One prime example is the Cooperatives Working Together (CWT) program. Farmers pay into a pot of money that funds CWT, and when milk prices crash, the program organizes occasional herd buyouts. Farmers can then put in a bid to retire their herd. If their bid is accepted, the program reimburses farmer for a year’s worth of milk they agree not to produce, plus whatever price their herd brings in at slaughter.
On Oct. 1, CWT announced its third herd buyout for 2009. The last three rounds of the program — one in late 2008, and the two so far this year — have culled 226,000 dairy cows from the nation’s herd.
Bids for the latest “herd retirement,” as CWT dubs it, are due by Oct. 15. The conventional wisdom behind CWT is that buying out farmers’ herds, and slaughtering those cows, will drive the supply of milk down and the price of the commodity up.
Roberts described the CWT program as a short-term “intervention,” not a solution. It’s also a public relations nightmare for farmers, he went on.
And Tom Audet thinks that programs like CWT just aren’t as effective as they used to be. The program is only a few years old, and was championed early on. But CWT’s success, he said, coincided with a “perfect storm” for U.S. dairy farms. Export markets were booming, and a drought in New Zealand and Australia meant competitors abroad couldn’t feed the expanding Asian markets.
“The old fixes just aren’t going to respond like they used to,” Audet said.
PUSHING FOR CHANGE
Tom Audet and Bridport farmer Marie Audet agreed that the hesitation from the co-ops boils down to caution.
“There’s comfort in the old system, because they know how it worked,” Tom Audet said.
Neither advocated throwing caution to the wind, but both farmers did say that the time for waiting is over.
“I think the new economy that we’re facing in the future is not going to allow us this ‘wait and see’ attitude,” Tom Audet said. “The system that we have now just does not respond quickly enough to this surplus situation.”
And the current surplus situation isn’t an anomaly. Tom Audet and Roberts both worried about what will happen as sexed semen — a technology that allows farmers to produce only heifers when breeding — grows more and more popular, swelling the country’s milking herd.
In lieu of action from the co-op, farmers are turning to other avenues to make sure their voices are heard.
Audet said he makes frequent telephone calls to Vermont’s elected officials. Last week those elected officials in Congress helped approve $350 million in emergency aid for dairy farmers, but that’s not the sort of help Audet, for one, is looking for.
“We figure for the year that our industry is going to be short $7 billion,” Audet said. He and farmers like him have been borrowing money for months to stay afloat, and $350 million — just $290 million of which will go into milk checks to farmers — is a band-aid. Audet said he didn’t want to seem unappreciative of the aid, but said that the federal emergency funding is a “far cry from what’s really needed to stem the flow.”
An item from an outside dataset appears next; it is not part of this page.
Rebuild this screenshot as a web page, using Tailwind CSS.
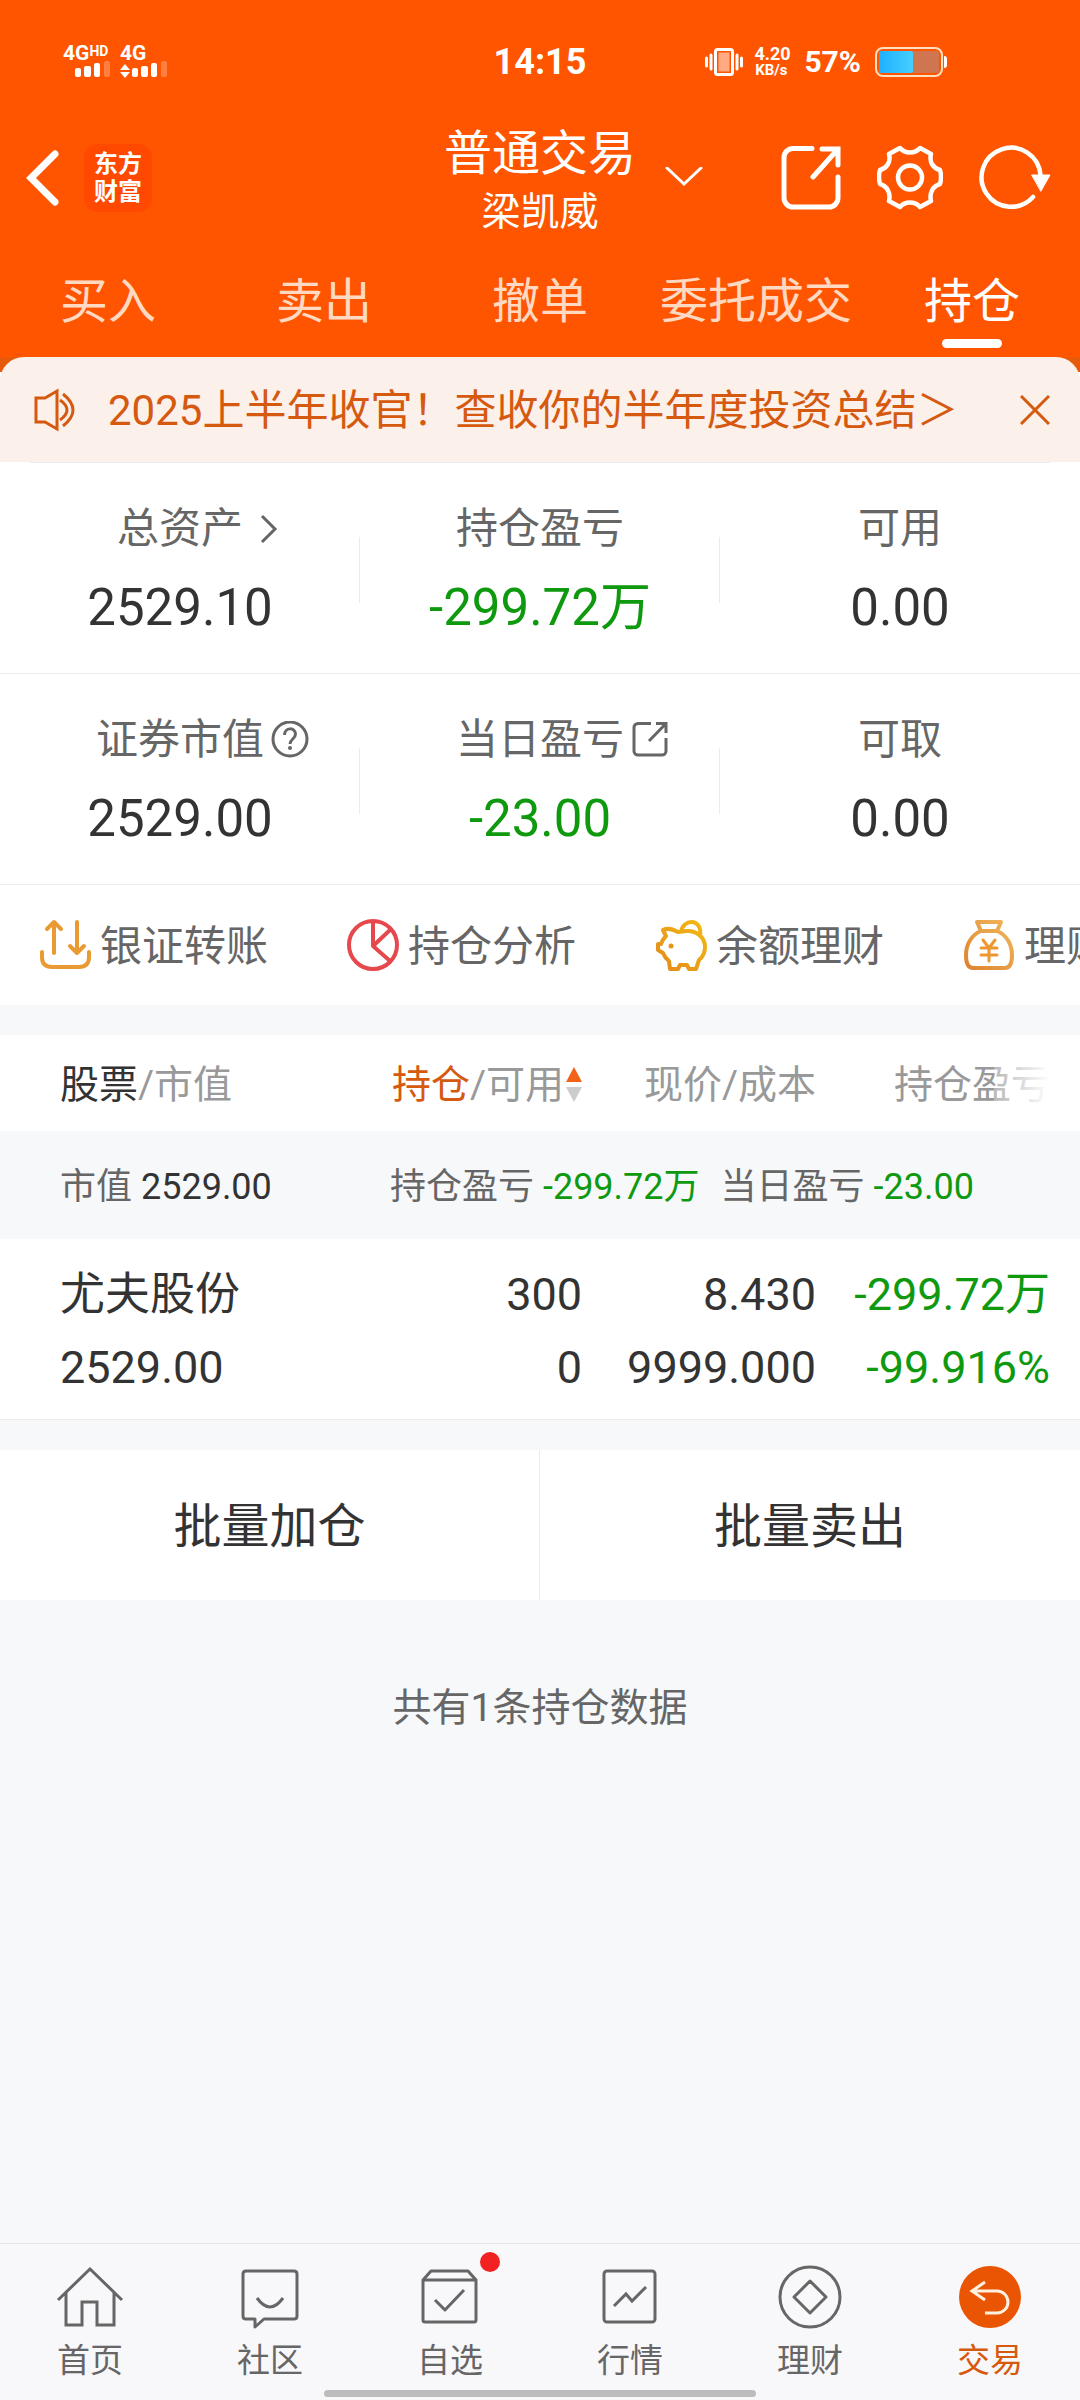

The government aside, ask some local farmers, and they’ll argue that the co-ops have to be at the forefront of the supply management debate in order for any changes to be made. New Haven farmer Phil Livingston, who belongs to the St. Albans co-op, complained it took his cooperative nine months to issue its one-paragraph statement on supply management.
“The co-ops are suppose to get us a fair price for our milk,” Livingston said. “They’re standing there being price takers instead of price makers.
“Right now, as we stand right at this current moment, the farmers across the country want to join a supply management program, and the only thing holding us back is our co-ops,” Livingston said. “We have congressional support all across the country, and yet the only ones that are holding this whole thing back are the co-ops.”